** start **
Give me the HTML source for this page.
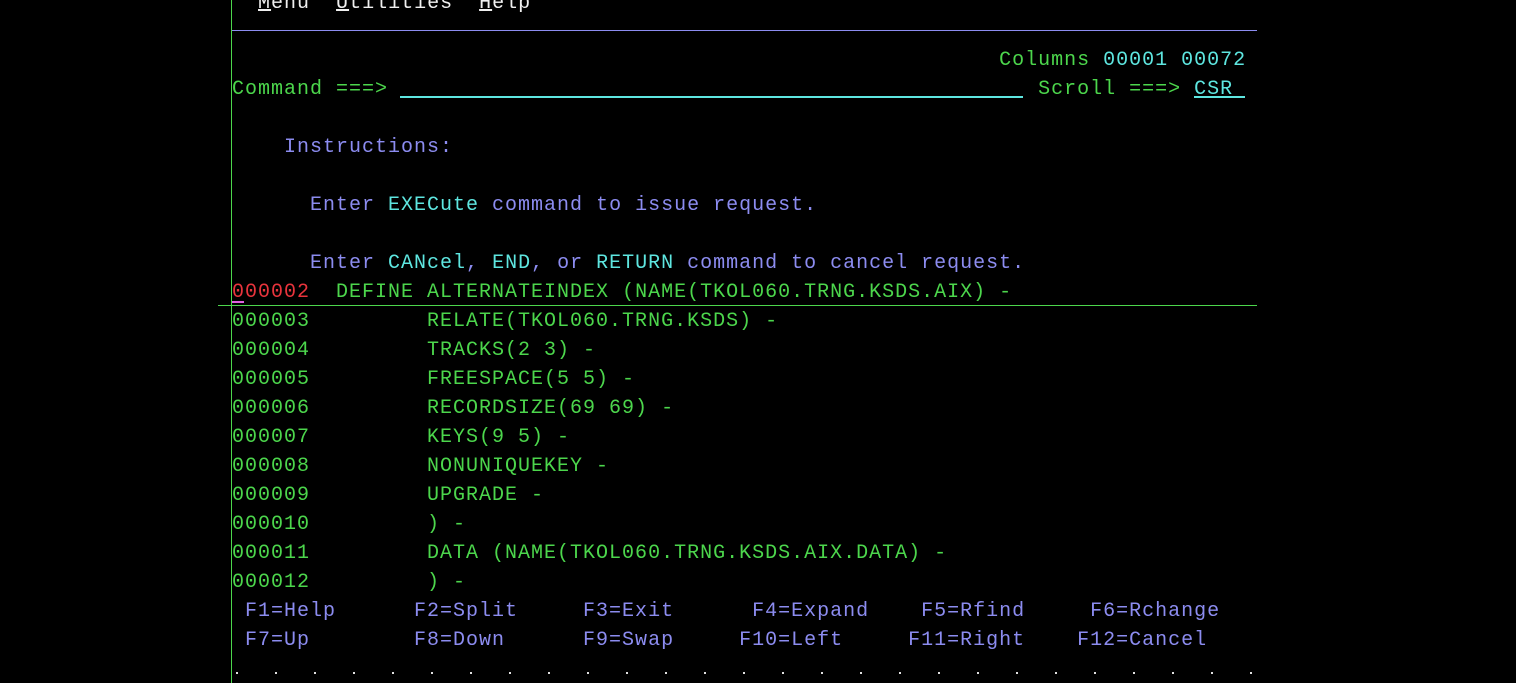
<!DOCTYPE html>
<html><head><style>
html,body{margin:0;padding:0;background:#000;width:1516px;height:683px;overflow:hidden}
.r{position:absolute;left:232px;height:29px;line-height:29px;margin:0;white-space:pre;font-family:"Liberation Mono","DejaVu Sans Mono",monospace;font-size:20px;letter-spacing:1px;color:#4cd64c}
.g{color:#4cd64c}.b{color:#8c8cf0}.t{color:#5ee6e0}.w{color:#f0f0f0}.red{color:#e8343c}
.u{text-decoration:underline}
.ln{position:absolute}
</style></head><body>
<div class="ln" style="left:232px;top:30px;width:1025px;height:1px;background:#8c8cf0"></div>
<div class="ln" style="left:231px;top:0;width:1px;height:683px;background:#4cd64c"></div>
<div class="ln" style="left:218px;top:305px;width:1039px;height:1px;background:#4cd64c"></div>
<div class="ln" style="left:400px;top:96px;width:623px;height:2px;background:#5ee6e0"></div>
<div class="ln" style="left:1194px;top:96px;width:51px;height:2px;background:#5ee6e0"></div>
<div class="ln" style="left:232px;top:301px;width:12px;height:2px;background:#e060e0"></div>
<pre class="r w" style="top:-11px">  <span class="u">M</span>enu  <span class="u">U</span>tilities  <span class="u">H</span>elp</pre>
<pre class="r" style="top:46px">                                                           Columns <span class="t">00001 00072</span></pre>
<pre class="r" style="top:75px">Command ===>                                                  Scroll ===> <span class="t">CSR</span></pre>
<pre class="r b" style="top:133px">    Instructions:</pre>
<pre class="r b" style="top:191px">      Enter <span class="t">EXECute</span> command to issue request.</pre>
<pre class="r b" style="top:249px">      Enter <span class="t">CANcel</span>, <span class="t">END</span>, or <span class="t">RETURN</span> command to cancel request.</pre>
<pre class="r" style="top:278px"><span class="red">000002</span>  DEFINE ALTERNATEINDEX (NAME(TKOL060.TRNG.KSDS.AIX) -</pre>
<pre class="r" style="top:307px">000003         RELATE(TKOL060.TRNG.KSDS) -</pre>
<pre class="r" style="top:336px">000004         TRACKS(2 3) -</pre>
<pre class="r" style="top:365px">000005         FREESPACE(5 5) -</pre>
<pre class="r" style="top:394px">000006         RECORDSIZE(69 69) -</pre>
<pre class="r" style="top:423px">000007         KEYS(9 5) -</pre>
<pre class="r" style="top:452px">000008         NONUNIQUEKEY -</pre>
<pre class="r" style="top:481px">000009         UPGRADE -</pre>
<pre class="r" style="top:510px">000010         ) -</pre>
<pre class="r" style="top:539px">000011         DATA (NAME(TKOL060.TRNG.KSDS.AIX.DATA) -</pre>
<pre class="r" style="top:568px">000012         ) -</pre>
<pre class="r b" style="top:597px"> F1=Help      F2=Split     F3=Exit      F4=Expand    F5=Rfind     F6=Rchange</pre>
<pre class="r b" style="top:626px"> F7=Up        F8=Down      F9=Swap     F10=Left     F11=Right    F12=Cancel</pre>
<svg class="ln" style="left:0;top:0" width="1516" height="683">
<g fill="#e0e0e0">
<rect x="236" y="672" width="2" height="2"/><rect x="275" y="672" width="2" height="2"/><rect x="314" y="672" width="2" height="2"/><rect x="353" y="672" width="2" height="2"/><rect x="392" y="672" width="2" height="2"/><rect x="431" y="672" width="2" height="2"/><rect x="470" y="672" width="2" height="2"/><rect x="509" y="672" width="2" height="2"/><rect x="548" y="672" width="2" height="2"/><rect x="587" y="672" width="2" height="2"/><rect x="626" y="672" width="2" height="2"/><rect x="665" y="672" width="2" height="2"/><rect x="704" y="672" width="2" height="2"/><rect x="743" y="672" width="2" height="2"/><rect x="782" y="672" width="2" height="2"/><rect x="821" y="672" width="2" height="2"/><rect x="860" y="672" width="2" height="2"/><rect x="899" y="672" width="2" height="2"/><rect x="938" y="672" width="2" height="2"/><rect x="977" y="672" width="2" height="2"/><rect x="1016" y="672" width="2" height="2"/><rect x="1055" y="672" width="2" height="2"/><rect x="1094" y="672" width="2" height="2"/><rect x="1133" y="672" width="2" height="2"/><rect x="1172" y="672" width="2" height="2"/><rect x="1211" y="672" width="2" height="2"/><rect x="1250" y="672" width="2" height="2"/>
</g></svg>
</body></html>
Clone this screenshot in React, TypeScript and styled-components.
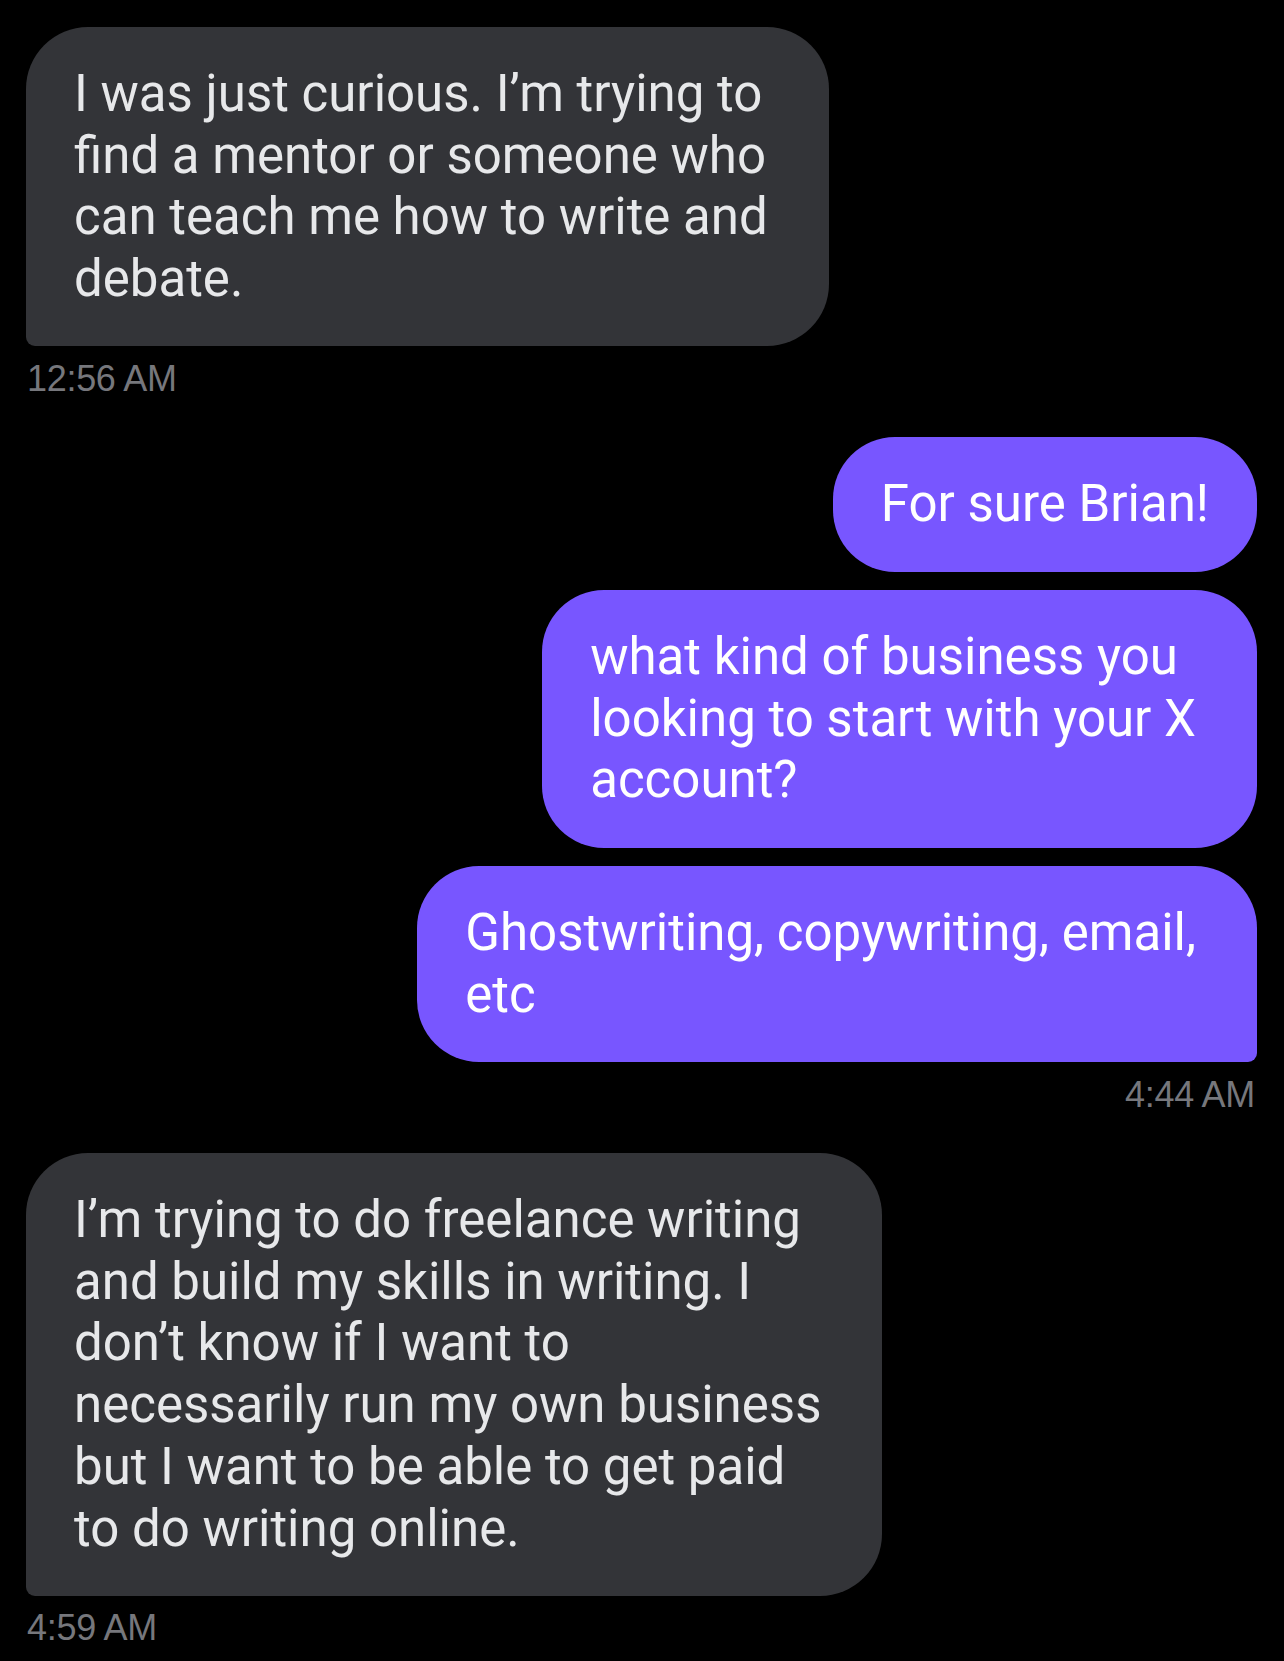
import React from "react";
import styled, { createGlobalStyle } from "styled-components";

const GlobalStyle = createGlobalStyle`
  html, body {
    margin: 0;
    padding: 0;
    background: #000000;
  }
  body {
    font-family: "Roboto", "Liberation Sans", sans-serif;
    -webkit-font-smoothing: antialiased;
  }
`;

const Thread = styled.main`
  display: flex;
  flex-direction: column;
  gap: 38px;
  padding: 26.5px 27px 40px 26px;
  min-height: 1661px;
  box-sizing: border-box;
  background: #000000;
`;

const Group = styled.section<{ $side: "sent" | "received" }>`
  display: flex;
  flex-direction: column;
  align-items: ${(p) => (p.$side === "sent" ? "flex-end" : "flex-start")};
  gap: 18px;
`;

const R = 62;
const TAIL = 9;

const Bubble = styled.div<{
  $side: "sent" | "received";
  $tail: boolean;
  $multi: boolean;
}>`
  box-sizing: border-box;
  width: fit-content;
  padding: 36.5px ${(p) => (p.$multi ? "61px" : "48px")} 36.5px 48px;
  font-family: "Roboto", "Liberation Sans", sans-serif;
  font-size: 51px;
  line-height: 61.7px;
  white-space: nowrap;
  background: ${(p) => (p.$side === "sent" ? "#7856ff" : "#333438")};
  color: ${(p) => (p.$side === "sent" ? "#ffffff" : "#e7e8ea")};
  border-radius: ${(p) =>
    p.$tail
      ? p.$side === "sent"
        ? `${R}px ${R}px ${TAIL}px ${R}px`
        : `${R}px ${R}px ${R}px ${TAIL}px`
      : `${R}px`};
`;

const Stamp = styled.div<{ $side: "sent" | "received" }>`
  margin-top: -5.5px;
  padding: 0 ${(p) => (p.$side === "sent" ? "2px" : "0")} 0 ${(p) => (p.$side === "sent" ? "0" : "1px")};
  font-family: "Liberation Sans", "Roboto", sans-serif;
  font-size: 36px;
  line-height: 40px;
  letter-spacing: -0.3px;
  color: #76777c;
  align-self: ${(p) => (p.$side === "sent" ? "flex-end" : "flex-start")};
`;

type Msg = { lines: string[] };
type Conv = { side: "sent" | "received"; time: string; messages: Msg[] };

const conversation: Conv[] = [
  {
    side: "received",
    time: "12:56 AM",
    messages: [
      {
        lines: [
          "I was just curious. I’m trying to",
          "find a mentor or someone who",
          "can teach me how to write and",
          "debate.",
        ],
      },
    ],
  },
  {
    side: "sent",
    time: "4:44 AM",
    messages: [
      { lines: ["For sure Brian!"] },
      {
        lines: [
          "what kind of business you",
          "looking to start with your X",
          "account?",
        ],
      },
      { lines: ["Ghostwriting, copywriting, email,", "etc"] },
    ],
  },
  {
    side: "received",
    time: "4:59 AM",
    messages: [
      {
        lines: [
          "I’m trying to do freelance writing",
          "and build my skills in writing. I",
          "don’t know if I want to",
          "necessarily run my own business",
          "but I want to be able to get paid",
          "to do writing online.",
        ],
      },
    ],
  },
];

export default function App() {
  return (
    <>
      <GlobalStyle />
      <Thread>
        {conversation.map((g, gi) => (
          <Group key={gi} $side={g.side}>
            {g.messages.map((m, mi) => (
              <Bubble
                key={mi}
                $side={g.side}
                $tail={mi === g.messages.length - 1}
                $multi={m.lines.length > 1}
              >
                {m.lines.map((l, li) => (
                  <React.Fragment key={li}>
                    {l}
                    {li < m.lines.length - 1 && <br />}
                  </React.Fragment>
                ))}
              </Bubble>
            ))}
            <Stamp $side={g.side}>{g.time}</Stamp>
          </Group>
        ))}
      </Thread>
    </>
  );
}
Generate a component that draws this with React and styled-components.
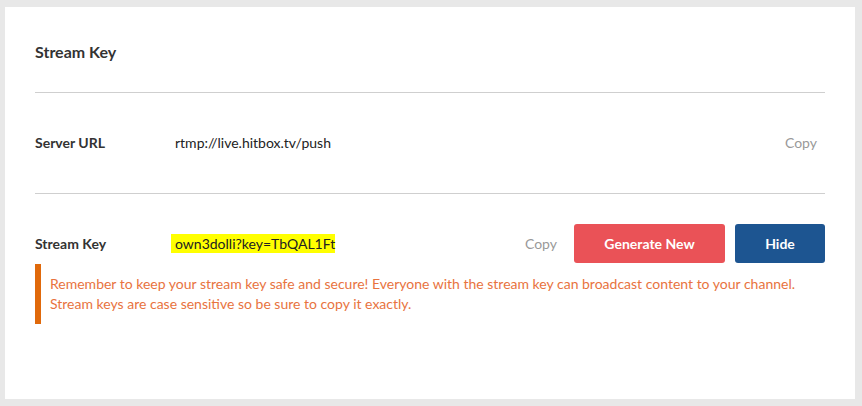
import React from "react";
import styled, { createGlobalStyle } from "styled-components";

const Global = createGlobalStyle`
  html, body { margin: 0; padding: 0; background: #e8e8e8; }
  body { font-family: Lato, "Open Sans", sans-serif; }
`;

const Page = styled.div`
  padding: 7px 7px 7px 5px;
`;

const Card = styled.section`
  background: #fff;
  padding: 30px 30px 30px;
  height: 392px;
  box-sizing: border-box;
`;

const Title = styled.h2`
  margin: 0;
  font-size: 16px;
  font-weight: 700;
  color: #333;
  line-height: 30px;
  padding-bottom: 25px;
  border-bottom: 1px solid #cfcfcf;
`;

const Row = styled.div`
  display: flex;
  align-items: center;
  height: ${(p) => p.$h}px;
  padding-top: ${(p) => p.$pt || 0}px;
  padding-bottom: ${(p) => p.$pb || 0}px;
  border-bottom: ${(p) => (p.$divider ? "1px solid #cfcfcf" : "none")};
`;

const Label = styled.div`
  width: 140px;
  flex: none;
  font-size: 14px;
  font-weight: 700;
  color: #333;
`;

const Value = styled.div`
  flex: 1;
  font-size: 14px;
  color: #222;
`;

const Mark = styled.mark`
  background: #ffff00;
  color: #222;
  padding: 1px 0 1px 4px;
  margin-left: -4px;
`;

const CopyLink = styled.button`
  border: 0;
  background: none;
  padding: 0;
  font-family: inherit;
  font-size: 14px;
  color: #999;
  cursor: pointer;
  margin-right: ${(p) => p.$mr || 0}px;
`;

const Button = styled.button`
  border: 0;
  border-radius: 3px;
  height: 39px;
  width: ${(p) => p.$w}px;
  margin-left: ${(p) => p.$ml || 0}px;
  background: ${(p) => p.$bg};
  color: #fff;
  font-family: inherit;
  font-size: 14px;
  font-weight: 700;
  cursor: pointer;
`;

const Warning = styled.div`
  margin-top: 1px;
  border-left: 6px solid #e0690b;
  padding: 10px 0 10px 9px;
  font-size: 14px;
  line-height: 20px;
  color: #e8733e;
`;

export default function App() {
  return (
    <>
      <Global />
      <Page>
        <Card>
          <Title>Stream Key</Title>
          <Row $h={98} $pb={2} $divider>
            <Label>Server URL</Label>
            <Value>rtmp://live.hitbox.tv/push</Value>
            <CopyLink $mr={8}>Copy</CopyLink>
          </Row>
          <Row $h={39} $pt={30}>
            <Label>Stream Key</Label>
            <Value>
              <Mark>own3dolli?key=TbQAL1Ft</Mark>
            </Value>
            <CopyLink $mr={17}>Copy</CopyLink>
            <Button $w={151} $bg="#ea5257">Generate New</Button>
            <Button $w={90} $ml={10} $bg="#1d5591">Hide</Button>
          </Row>
          <Warning>
            Remember to keep your stream key safe and secure! Everyone with the stream key can broadcast content to your channel.
            <br />
            Stream keys are case sensitive so be sure to copy it exactly.
          </Warning>
        </Card>
      </Page>
    </>
  );
}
** end **
▸ Exercise goal:
From the entries above, copy out every line where the string "Generate" appears.

▸ Result of the task:
Generate a component that draws this with React and styled-components.
            <Button $w={151} $bg="#ea5257">Generate New</Button>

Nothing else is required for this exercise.